* DATASET EXTRACT
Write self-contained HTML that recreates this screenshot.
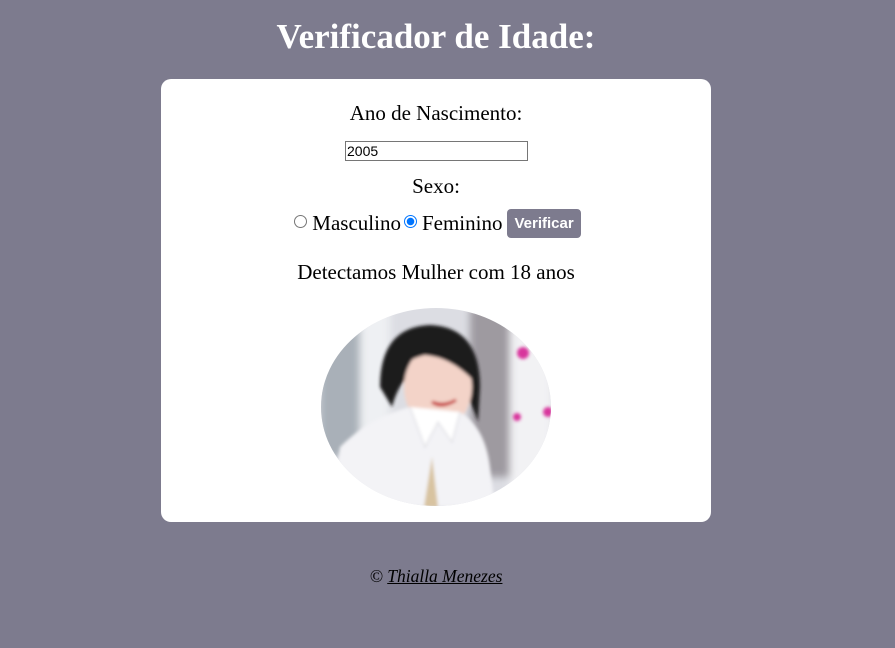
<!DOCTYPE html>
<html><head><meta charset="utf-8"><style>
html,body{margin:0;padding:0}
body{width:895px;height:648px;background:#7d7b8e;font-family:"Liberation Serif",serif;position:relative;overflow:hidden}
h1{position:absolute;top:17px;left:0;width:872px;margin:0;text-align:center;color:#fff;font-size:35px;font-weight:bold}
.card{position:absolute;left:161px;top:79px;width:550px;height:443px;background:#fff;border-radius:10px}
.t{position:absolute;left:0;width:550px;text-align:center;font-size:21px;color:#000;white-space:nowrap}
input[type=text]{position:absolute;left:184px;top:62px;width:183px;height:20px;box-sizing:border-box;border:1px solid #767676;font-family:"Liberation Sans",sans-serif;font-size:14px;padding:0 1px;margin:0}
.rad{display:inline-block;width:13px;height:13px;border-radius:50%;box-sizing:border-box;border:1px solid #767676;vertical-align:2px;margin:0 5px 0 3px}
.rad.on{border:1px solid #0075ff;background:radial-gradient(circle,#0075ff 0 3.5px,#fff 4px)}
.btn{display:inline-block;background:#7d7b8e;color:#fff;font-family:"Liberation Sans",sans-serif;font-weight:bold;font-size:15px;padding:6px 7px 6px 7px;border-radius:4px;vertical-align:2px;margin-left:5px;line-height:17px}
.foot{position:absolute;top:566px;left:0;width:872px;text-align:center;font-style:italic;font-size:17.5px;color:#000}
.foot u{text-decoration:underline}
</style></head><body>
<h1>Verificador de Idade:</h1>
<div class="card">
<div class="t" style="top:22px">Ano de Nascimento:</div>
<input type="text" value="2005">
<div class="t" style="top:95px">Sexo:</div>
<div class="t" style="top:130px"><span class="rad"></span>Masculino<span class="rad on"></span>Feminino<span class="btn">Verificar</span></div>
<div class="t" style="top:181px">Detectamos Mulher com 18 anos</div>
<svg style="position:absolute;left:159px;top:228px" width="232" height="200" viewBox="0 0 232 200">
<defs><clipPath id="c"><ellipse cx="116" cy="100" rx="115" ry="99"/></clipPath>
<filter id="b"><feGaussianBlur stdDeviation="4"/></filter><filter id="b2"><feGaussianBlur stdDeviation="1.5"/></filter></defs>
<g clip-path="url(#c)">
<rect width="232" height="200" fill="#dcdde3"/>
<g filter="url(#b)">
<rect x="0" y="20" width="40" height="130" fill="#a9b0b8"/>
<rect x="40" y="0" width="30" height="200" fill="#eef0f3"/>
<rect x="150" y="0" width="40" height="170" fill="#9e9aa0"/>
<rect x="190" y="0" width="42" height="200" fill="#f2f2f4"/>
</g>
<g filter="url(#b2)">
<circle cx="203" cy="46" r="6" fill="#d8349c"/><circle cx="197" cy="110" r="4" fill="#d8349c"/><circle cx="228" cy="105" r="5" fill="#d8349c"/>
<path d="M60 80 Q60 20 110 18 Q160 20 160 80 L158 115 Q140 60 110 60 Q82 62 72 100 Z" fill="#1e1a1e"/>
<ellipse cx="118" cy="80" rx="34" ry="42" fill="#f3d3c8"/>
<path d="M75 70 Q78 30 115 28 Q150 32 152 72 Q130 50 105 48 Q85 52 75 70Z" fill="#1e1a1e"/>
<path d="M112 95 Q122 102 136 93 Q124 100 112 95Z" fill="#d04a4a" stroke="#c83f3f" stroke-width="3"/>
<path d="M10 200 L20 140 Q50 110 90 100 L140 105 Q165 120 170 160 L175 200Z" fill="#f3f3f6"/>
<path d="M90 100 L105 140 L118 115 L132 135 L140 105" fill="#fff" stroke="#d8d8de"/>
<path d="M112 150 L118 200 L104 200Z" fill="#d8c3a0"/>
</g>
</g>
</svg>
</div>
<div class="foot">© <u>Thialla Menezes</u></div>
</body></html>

--

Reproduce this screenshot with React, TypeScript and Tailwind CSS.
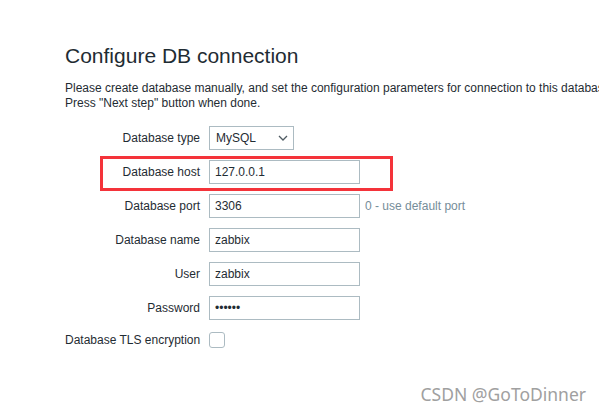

* EXERCISE OBJECTIVE
State how many lines include the string "screenshot", and nothing more.

* FINAL RESULT
2